#### Objective
Write the data below out exactly as it stands. Do not include the pictures.

#### Stored data

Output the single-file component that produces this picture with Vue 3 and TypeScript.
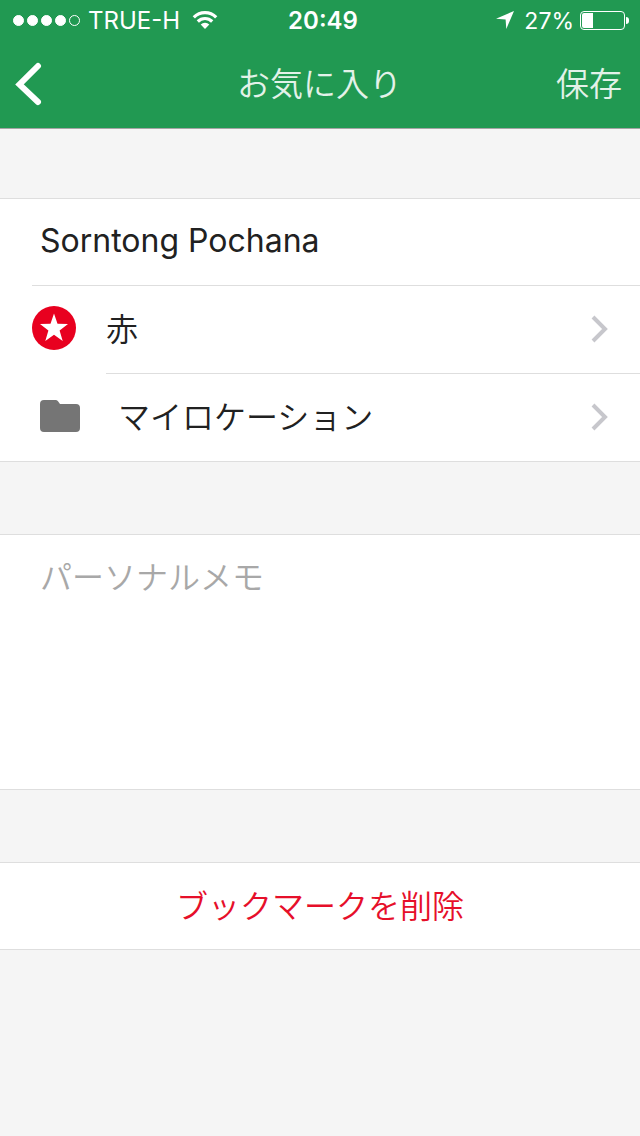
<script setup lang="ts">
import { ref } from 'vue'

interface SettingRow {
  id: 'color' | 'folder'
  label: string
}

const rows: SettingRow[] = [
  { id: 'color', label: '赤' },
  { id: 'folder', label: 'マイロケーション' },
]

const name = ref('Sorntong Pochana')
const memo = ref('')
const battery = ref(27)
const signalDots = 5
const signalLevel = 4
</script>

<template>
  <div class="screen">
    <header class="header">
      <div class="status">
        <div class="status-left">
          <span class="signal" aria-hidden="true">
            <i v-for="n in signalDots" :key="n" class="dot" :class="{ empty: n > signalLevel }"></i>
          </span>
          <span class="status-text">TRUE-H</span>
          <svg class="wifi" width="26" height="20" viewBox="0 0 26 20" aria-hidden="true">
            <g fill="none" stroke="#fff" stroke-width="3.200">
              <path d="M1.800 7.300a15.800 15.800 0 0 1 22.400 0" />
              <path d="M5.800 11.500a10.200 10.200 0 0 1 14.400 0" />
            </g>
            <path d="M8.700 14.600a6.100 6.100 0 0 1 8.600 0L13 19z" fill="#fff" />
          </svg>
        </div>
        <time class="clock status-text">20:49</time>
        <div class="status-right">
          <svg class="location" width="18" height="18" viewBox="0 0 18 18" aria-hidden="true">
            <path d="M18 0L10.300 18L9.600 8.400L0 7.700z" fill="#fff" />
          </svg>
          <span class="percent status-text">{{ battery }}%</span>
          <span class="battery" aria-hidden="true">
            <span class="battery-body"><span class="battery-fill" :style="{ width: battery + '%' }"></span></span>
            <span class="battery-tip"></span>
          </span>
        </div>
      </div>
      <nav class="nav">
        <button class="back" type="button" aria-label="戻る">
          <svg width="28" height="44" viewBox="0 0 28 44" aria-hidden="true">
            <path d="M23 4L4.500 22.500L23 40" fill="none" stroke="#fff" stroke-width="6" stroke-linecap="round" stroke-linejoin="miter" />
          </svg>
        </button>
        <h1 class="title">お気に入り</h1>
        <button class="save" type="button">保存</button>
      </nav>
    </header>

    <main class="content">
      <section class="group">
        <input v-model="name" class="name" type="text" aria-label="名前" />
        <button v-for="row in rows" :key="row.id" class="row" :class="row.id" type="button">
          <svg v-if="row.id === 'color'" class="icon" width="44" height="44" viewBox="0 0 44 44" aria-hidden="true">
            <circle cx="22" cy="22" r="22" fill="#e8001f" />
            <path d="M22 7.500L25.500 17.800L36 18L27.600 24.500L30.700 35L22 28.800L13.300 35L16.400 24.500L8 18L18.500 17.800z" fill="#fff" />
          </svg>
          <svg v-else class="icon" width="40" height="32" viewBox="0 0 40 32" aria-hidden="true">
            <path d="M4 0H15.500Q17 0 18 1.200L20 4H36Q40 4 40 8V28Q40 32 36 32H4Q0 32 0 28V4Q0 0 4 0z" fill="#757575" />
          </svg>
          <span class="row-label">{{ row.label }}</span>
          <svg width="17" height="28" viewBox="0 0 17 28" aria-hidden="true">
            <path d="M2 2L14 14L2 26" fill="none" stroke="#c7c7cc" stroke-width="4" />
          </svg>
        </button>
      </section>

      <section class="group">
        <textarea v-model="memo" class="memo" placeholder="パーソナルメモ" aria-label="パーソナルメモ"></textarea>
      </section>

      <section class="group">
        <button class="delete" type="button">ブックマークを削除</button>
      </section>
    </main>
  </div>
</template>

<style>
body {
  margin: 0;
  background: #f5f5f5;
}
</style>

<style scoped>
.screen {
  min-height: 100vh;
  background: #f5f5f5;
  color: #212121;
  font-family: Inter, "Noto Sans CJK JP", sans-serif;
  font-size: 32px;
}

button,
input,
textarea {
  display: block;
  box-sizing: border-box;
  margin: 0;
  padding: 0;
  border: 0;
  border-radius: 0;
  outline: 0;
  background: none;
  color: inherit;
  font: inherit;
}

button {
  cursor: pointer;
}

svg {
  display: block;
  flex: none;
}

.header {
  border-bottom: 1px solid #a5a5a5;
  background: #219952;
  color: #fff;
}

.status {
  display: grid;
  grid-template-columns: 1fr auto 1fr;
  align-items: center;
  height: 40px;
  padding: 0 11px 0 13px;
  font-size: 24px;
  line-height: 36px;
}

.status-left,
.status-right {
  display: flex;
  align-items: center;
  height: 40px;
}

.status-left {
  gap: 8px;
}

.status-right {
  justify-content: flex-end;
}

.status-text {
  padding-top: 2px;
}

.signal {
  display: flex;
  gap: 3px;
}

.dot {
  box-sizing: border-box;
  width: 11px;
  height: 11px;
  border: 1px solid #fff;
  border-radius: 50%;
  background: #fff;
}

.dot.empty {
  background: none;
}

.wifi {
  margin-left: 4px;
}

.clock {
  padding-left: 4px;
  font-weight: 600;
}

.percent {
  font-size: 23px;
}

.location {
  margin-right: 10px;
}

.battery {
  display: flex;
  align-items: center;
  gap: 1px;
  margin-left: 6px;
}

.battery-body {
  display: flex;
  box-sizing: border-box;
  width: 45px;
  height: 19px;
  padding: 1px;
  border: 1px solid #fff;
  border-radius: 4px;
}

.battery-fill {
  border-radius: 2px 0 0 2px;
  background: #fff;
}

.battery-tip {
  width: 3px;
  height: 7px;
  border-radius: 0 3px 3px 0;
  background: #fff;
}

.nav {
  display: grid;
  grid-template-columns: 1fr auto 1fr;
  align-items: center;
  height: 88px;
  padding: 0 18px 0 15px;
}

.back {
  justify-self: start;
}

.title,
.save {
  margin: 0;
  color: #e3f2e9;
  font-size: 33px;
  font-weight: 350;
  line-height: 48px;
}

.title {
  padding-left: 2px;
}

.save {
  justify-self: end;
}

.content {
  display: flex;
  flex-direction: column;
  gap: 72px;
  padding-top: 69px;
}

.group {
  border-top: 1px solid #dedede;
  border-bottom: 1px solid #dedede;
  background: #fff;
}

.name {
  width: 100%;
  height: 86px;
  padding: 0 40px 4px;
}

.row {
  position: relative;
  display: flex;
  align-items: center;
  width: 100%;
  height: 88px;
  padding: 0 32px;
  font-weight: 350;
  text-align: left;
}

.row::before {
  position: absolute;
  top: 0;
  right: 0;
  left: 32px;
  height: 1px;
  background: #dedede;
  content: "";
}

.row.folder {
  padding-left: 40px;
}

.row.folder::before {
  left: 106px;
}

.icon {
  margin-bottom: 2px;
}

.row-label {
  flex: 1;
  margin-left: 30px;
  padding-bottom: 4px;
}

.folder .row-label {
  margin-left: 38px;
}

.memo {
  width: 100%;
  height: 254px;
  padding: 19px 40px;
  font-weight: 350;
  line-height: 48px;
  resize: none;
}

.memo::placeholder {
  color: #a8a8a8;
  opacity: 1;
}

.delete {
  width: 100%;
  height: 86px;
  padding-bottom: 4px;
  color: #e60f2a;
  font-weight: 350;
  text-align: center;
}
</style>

#### Finished exercise
Output the single-file component that produces this picture with Vue 3 and TypeScript.
<script setup lang="ts">
import { ref } from 'vue'

interface SettingRow {
  id: 'color' | 'folder'
  label: string
}

const rows: SettingRow[] = [
  { id: 'color', label: '赤' },
  { id: 'folder', label: 'マイロケーション' },
]

const name = ref('Sorntong Pochana')
const memo = ref('')
const battery = ref(27)
const signalDots = 5
const signalLevel = 4
</script>

<template>
  <div class="screen">
    <header class="header">
      <div class="status">
        <div class="status-left">
          <span class="signal" aria-hidden="true">
            <i v-for="n in signalDots" :key="n" class="dot" :class="{ empty: n > signalLevel }"></i>
          </span>
          <span class="status-text">TRUE-H</span>
          <svg class="wifi" width="26" height="20" viewBox="0 0 26 20" aria-hidden="true">
            <g fill="none" stroke="#fff" stroke-width="3.200">
              <path d="M1.800 7.300a15.800 15.800 0 0 1 22.400 0" />
              <path d="M5.800 11.500a10.200 10.200 0 0 1 14.400 0" />
            </g>
            <path d="M8.700 14.600a6.100 6.100 0 0 1 8.600 0L13 19z" fill="#fff" />
          </svg>
        </div>
        <time class="clock status-text">20:49</time>
        <div class="status-right">
          <svg class="location" width="18" height="18" viewBox="0 0 18 18" aria-hidden="true">
            <path d="M18 0L10.300 18L9.600 8.400L0 7.700z" fill="#fff" />
          </svg>
          <span class="percent status-text">{{ battery }}%</span>
          <span class="battery" aria-hidden="true">
            <span class="battery-body"><span class="battery-fill" :style="{ width: battery + '%' }"></span></span>
            <span class="battery-tip"></span>
          </span>
        </div>
      </div>
      <nav class="nav">
        <button class="back" type="button" aria-label="戻る">
          <svg width="28" height="44" viewBox="0 0 28 44" aria-hidden="true">
            <path d="M23 4L4.500 22.500L23 40" fill="none" stroke="#fff" stroke-width="6" stroke-linecap="round" stroke-linejoin="miter" />
          </svg>
        </button>
        <h1 class="title">お気に入り</h1>
        <button class="save" type="button">保存</button>
      </nav>
    </header>

    <main class="content">
      <section class="group">
        <input v-model="name" class="name" type="text" aria-label="名前" />
        <button v-for="row in rows" :key="row.id" class="row" :class="row.id" type="button">
          <svg v-if="row.id === 'color'" class="icon" width="44" height="44" viewBox="0 0 44 44" aria-hidden="true">
            <circle cx="22" cy="22" r="22" fill="#e8001f" />
            <path d="M22 7.500L25.500 17.800L36 18L27.600 24.500L30.700 35L22 28.800L13.300 35L16.400 24.500L8 18L18.500 17.800z" fill="#fff" />
          </svg>
          <svg v-else class="icon" width="40" height="32" viewBox="0 0 40 32" aria-hidden="true">
            <path d="M4 0H15.500Q17 0 18 1.200L20 4H36Q40 4 40 8V28Q40 32 36 32H4Q0 32 0 28V4Q0 0 4 0z" fill="#757575" />
          </svg>
          <span class="row-label">{{ row.label }}</span>
          <svg width="17" height="28" viewBox="0 0 17 28" aria-hidden="true">
            <path d="M2 2L14 14L2 26" fill="none" stroke="#c7c7cc" stroke-width="4" />
          </svg>
        </button>
      </section>

      <section class="group">
        <textarea v-model="memo" class="memo" placeholder="パーソナルメモ" aria-label="パーソナルメモ"></textarea>
      </section>

      <section class="group">
        <button class="delete" type="button">ブックマークを削除</button>
      </section>
    </main>
  </div>
</template>

<style>
body {
  margin: 0;
  background: #f5f5f5;
}
</style>

<style scoped>
.screen {
  min-height: 100vh;
  background: #f5f5f5;
  color: #212121;
  font-family: Inter, "Noto Sans CJK JP", sans-serif;
  font-size: 32px;
}

button,
input,
textarea {
  display: block;
  box-sizing: border-box;
  margin: 0;
  padding: 0;
  border: 0;
  border-radius: 0;
  outline: 0;
  background: none;
  color: inherit;
  font: inherit;
}

button {
  cursor: pointer;
}

svg {
  display: block;
  flex: none;
}

.header {
  border-bottom: 1px solid #a5a5a5;
  background: #219952;
  color: #fff;
}

.status {
  display: grid;
  grid-template-columns: 1fr auto 1fr;
  align-items: center;
  height: 40px;
  padding: 0 11px 0 13px;
  font-size: 24px;
  line-height: 36px;
}

.status-left,
.status-right {
  display: flex;
  align-items: center;
  height: 40px;
}

.status-left {
  gap: 8px;
}

.status-right {
  justify-content: flex-end;
}

.status-text {
  padding-top: 2px;
}

.signal {
  display: flex;
  gap: 3px;
}

.dot {
  box-sizing: border-box;
  width: 11px;
  height: 11px;
  border: 1px solid #fff;
  border-radius: 50%;
  background: #fff;
}

.dot.empty {
  background: none;
}

.wifi {
  margin-left: 4px;
}

.clock {
  padding-left: 4px;
  font-weight: 600;
}

.percent {
  font-size: 23px;
}

.location {
  margin-right: 10px;
}

.battery {
  display: flex;
  align-items: center;
  gap: 1px;
  margin-left: 6px;
}

.battery-body {
  display: flex;
  box-sizing: border-box;
  width: 45px;
  height: 19px;
  padding: 1px;
  border: 1px solid #fff;
  border-radius: 4px;
}

.battery-fill {
  border-radius: 2px 0 0 2px;
  background: #fff;
}

.battery-tip {
  width: 3px;
  height: 7px;
  border-radius: 0 3px 3px 0;
  background: #fff;
}

.nav {
  display: grid;
  grid-template-columns: 1fr auto 1fr;
  align-items: center;
  height: 88px;
  padding: 0 18px 0 15px;
}

.back {
  justify-self: start;
}

.title,
.save {
  margin: 0;
  color: #e3f2e9;
  font-size: 33px;
  font-weight: 350;
  line-height: 48px;
}

.title {
  padding-left: 2px;
}

.save {
  justify-self: end;
}

.content {
  display: flex;
  flex-direction: column;
  gap: 72px;
  padding-top: 69px;
}

.group {
  border-top: 1px solid #dedede;
  border-bottom: 1px solid #dedede;
  background: #fff;
}

.name {
  width: 100%;
  height: 86px;
  padding: 0 40px 4px;
}

.row {
  position: relative;
  display: flex;
  align-items: center;
  width: 100%;
  height: 88px;
  padding: 0 32px;
  font-weight: 350;
  text-align: left;
}

.row::before {
  position: absolute;
  top: 0;
  right: 0;
  left: 32px;
  height: 1px;
  background: #dedede;
  content: "";
}

.row.folder {
  padding-left: 40px;
}

.row.folder::before {
  left: 106px;
}

.icon {
  margin-bottom: 2px;
}

.row-label {
  flex: 1;
  margin-left: 30px;
  padding-bottom: 4px;
}

.folder .row-label {
  margin-left: 38px;
}

.memo {
  width: 100%;
  height: 254px;
  padding: 19px 40px;
  font-weight: 350;
  line-height: 48px;
  resize: none;
}

.memo::placeholder {
  color: #a8a8a8;
  opacity: 1;
}

.delete {
  width: 100%;
  height: 86px;
  padding-bottom: 4px;
  color: #e60f2a;
  font-weight: 350;
  text-align: center;
}
</style>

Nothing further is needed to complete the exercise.